## YOUR TASK
Set down, exactly as written, the lines from the top of the data to the line that holds "MdHome, MdPerson, MdOutlineMonetizationOn", and omit the pictures.

+++ DATA EXTRACT +++

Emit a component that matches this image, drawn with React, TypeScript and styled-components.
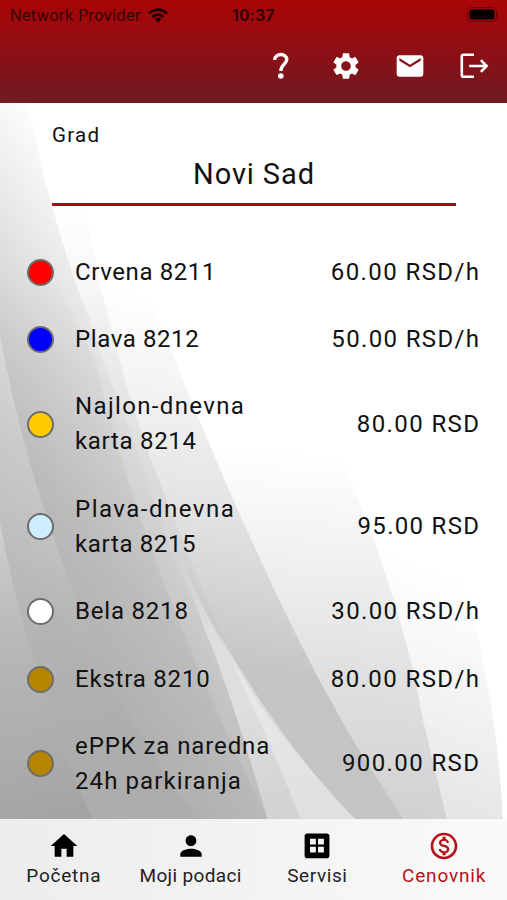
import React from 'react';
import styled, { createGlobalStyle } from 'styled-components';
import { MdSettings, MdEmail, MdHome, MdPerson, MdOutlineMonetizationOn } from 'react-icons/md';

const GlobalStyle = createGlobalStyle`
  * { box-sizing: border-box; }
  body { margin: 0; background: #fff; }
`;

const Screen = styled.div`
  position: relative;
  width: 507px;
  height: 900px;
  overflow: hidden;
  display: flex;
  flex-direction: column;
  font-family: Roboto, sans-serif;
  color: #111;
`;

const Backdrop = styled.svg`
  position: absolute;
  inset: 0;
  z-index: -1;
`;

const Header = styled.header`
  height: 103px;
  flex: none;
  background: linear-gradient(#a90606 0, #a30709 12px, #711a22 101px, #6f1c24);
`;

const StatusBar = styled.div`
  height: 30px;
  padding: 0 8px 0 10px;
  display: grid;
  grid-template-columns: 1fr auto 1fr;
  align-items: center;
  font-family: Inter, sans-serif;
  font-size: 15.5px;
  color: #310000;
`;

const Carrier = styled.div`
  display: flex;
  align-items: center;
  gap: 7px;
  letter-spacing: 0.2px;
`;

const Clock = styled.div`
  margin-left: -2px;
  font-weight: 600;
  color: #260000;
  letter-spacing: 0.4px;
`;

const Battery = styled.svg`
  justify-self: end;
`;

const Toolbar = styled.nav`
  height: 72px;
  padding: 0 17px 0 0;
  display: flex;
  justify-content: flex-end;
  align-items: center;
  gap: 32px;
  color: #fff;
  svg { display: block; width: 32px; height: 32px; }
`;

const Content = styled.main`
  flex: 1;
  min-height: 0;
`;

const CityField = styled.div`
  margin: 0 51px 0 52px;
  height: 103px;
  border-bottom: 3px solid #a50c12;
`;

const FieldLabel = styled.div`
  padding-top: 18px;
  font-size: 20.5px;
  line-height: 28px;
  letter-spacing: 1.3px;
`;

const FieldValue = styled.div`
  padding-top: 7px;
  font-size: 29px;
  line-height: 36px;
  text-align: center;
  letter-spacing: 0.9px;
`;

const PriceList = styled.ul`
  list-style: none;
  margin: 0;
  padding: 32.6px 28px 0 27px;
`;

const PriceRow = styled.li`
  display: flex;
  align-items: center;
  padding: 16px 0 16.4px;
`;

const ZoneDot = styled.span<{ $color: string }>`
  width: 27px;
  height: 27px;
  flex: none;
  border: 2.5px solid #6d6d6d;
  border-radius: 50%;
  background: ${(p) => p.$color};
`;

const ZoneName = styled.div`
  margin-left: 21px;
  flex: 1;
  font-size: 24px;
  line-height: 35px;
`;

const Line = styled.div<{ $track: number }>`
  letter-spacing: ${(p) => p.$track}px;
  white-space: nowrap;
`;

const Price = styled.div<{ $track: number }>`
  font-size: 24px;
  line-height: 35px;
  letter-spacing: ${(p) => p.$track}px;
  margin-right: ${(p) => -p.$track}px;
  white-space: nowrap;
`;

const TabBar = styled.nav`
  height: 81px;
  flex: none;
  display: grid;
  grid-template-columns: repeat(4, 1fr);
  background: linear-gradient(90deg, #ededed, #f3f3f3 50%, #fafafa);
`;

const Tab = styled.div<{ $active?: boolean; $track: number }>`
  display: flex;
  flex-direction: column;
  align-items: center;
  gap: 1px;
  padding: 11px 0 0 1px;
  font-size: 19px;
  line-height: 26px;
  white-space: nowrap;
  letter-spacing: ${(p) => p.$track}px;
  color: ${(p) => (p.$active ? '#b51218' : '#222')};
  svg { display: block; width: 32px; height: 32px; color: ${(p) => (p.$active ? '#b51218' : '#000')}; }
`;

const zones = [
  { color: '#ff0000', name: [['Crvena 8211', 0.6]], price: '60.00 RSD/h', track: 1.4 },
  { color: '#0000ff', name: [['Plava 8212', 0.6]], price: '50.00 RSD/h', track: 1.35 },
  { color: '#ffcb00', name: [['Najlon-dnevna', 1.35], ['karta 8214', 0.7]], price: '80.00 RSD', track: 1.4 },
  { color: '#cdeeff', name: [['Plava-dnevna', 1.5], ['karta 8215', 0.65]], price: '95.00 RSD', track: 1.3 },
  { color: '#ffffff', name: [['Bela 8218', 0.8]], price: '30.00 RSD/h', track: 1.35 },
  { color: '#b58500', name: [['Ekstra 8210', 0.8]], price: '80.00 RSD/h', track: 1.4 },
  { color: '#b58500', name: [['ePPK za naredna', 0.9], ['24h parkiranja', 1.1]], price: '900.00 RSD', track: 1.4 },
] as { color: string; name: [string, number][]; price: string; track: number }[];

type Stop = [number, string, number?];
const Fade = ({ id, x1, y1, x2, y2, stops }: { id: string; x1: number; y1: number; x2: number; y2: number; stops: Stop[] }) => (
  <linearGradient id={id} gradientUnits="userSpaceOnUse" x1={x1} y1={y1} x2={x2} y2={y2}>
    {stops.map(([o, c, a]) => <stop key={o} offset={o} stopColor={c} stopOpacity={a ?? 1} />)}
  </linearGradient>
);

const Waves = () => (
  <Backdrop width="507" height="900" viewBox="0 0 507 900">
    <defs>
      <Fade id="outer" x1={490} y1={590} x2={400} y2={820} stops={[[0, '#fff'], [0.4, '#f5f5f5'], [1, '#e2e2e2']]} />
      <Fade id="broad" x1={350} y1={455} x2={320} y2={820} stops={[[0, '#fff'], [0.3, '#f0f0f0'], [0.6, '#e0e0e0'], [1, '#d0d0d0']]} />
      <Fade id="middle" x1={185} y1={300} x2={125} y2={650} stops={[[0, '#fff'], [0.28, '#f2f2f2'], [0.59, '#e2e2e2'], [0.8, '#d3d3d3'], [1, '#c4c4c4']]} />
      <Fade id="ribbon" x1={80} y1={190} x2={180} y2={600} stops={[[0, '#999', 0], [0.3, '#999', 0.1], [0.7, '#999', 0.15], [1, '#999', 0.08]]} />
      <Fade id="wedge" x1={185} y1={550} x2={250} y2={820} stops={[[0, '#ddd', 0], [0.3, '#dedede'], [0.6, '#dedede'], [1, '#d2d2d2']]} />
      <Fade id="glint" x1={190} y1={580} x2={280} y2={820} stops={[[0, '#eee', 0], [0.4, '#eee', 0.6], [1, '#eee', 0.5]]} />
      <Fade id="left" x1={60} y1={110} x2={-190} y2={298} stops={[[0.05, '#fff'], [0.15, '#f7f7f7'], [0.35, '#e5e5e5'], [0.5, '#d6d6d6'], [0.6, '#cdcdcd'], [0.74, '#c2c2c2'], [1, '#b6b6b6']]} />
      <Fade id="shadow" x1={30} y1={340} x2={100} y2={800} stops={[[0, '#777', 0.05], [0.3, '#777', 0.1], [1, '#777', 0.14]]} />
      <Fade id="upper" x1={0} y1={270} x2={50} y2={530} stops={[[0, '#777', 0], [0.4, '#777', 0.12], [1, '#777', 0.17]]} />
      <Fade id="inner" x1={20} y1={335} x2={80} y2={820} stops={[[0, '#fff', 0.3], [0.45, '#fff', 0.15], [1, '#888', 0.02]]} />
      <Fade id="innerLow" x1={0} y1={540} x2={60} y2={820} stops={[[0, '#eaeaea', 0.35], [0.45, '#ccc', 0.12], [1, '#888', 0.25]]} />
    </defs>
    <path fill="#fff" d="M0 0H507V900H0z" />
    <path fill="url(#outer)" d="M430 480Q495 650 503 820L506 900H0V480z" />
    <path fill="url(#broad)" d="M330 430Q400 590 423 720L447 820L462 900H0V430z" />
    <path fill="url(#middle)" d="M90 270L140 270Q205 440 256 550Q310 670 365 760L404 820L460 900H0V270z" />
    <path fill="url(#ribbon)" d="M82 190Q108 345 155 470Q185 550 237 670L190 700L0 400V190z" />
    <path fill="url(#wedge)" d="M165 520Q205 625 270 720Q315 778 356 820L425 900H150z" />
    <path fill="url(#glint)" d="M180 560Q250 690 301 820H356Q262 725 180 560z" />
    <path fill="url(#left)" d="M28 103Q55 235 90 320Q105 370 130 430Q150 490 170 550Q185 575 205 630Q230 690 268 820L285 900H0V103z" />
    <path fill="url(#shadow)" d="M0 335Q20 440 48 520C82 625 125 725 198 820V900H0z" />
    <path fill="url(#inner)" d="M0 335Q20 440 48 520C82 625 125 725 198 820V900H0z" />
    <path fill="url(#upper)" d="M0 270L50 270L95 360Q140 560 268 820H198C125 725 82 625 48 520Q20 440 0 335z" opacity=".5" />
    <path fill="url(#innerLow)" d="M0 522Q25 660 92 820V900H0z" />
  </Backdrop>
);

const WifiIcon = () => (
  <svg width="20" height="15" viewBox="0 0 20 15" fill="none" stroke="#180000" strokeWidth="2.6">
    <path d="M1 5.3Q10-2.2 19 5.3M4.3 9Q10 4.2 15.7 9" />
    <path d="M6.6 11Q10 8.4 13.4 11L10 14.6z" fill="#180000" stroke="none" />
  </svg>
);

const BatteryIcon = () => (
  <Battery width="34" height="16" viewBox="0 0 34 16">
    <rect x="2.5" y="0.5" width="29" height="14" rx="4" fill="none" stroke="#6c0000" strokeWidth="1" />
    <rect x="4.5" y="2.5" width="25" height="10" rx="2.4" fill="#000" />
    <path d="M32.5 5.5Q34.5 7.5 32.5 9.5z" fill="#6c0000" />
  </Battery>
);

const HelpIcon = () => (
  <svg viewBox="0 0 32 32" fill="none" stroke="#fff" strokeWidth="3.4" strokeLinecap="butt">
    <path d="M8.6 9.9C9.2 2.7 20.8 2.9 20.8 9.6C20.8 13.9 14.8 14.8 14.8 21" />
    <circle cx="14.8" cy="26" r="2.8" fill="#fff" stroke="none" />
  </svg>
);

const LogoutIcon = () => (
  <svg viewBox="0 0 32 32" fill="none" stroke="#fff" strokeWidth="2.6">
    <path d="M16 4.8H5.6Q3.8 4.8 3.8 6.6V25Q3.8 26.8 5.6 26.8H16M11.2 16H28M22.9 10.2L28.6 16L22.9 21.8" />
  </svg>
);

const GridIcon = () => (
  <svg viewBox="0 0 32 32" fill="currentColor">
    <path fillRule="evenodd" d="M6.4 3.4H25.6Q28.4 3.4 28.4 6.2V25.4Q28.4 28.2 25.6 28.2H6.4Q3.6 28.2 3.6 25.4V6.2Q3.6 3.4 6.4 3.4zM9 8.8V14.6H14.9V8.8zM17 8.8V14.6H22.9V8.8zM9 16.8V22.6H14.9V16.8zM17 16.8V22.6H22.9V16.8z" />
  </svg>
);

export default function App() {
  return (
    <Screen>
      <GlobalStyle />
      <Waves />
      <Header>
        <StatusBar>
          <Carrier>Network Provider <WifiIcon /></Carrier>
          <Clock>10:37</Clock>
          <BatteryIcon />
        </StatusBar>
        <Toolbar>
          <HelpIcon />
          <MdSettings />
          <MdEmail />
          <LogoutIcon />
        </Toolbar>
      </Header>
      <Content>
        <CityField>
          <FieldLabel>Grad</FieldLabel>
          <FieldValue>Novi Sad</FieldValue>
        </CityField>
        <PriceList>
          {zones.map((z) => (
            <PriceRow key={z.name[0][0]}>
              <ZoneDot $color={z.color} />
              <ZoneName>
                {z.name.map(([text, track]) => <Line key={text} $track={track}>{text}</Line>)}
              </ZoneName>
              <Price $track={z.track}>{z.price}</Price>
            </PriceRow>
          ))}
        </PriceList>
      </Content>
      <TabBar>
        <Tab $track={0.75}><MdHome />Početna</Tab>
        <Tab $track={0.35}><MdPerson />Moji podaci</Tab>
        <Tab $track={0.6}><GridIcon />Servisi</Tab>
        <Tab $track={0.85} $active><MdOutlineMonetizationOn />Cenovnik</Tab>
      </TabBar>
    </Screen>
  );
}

+++

## TASK OUTPUT
Emit a component that matches this image, drawn with React, TypeScript and styled-components.
import React from 'react';
import styled, { createGlobalStyle } from 'styled-components';
import { MdSettings, MdEmail, MdHome, MdPerson, MdOutlineMonetizationOn } from 'react-icons/md';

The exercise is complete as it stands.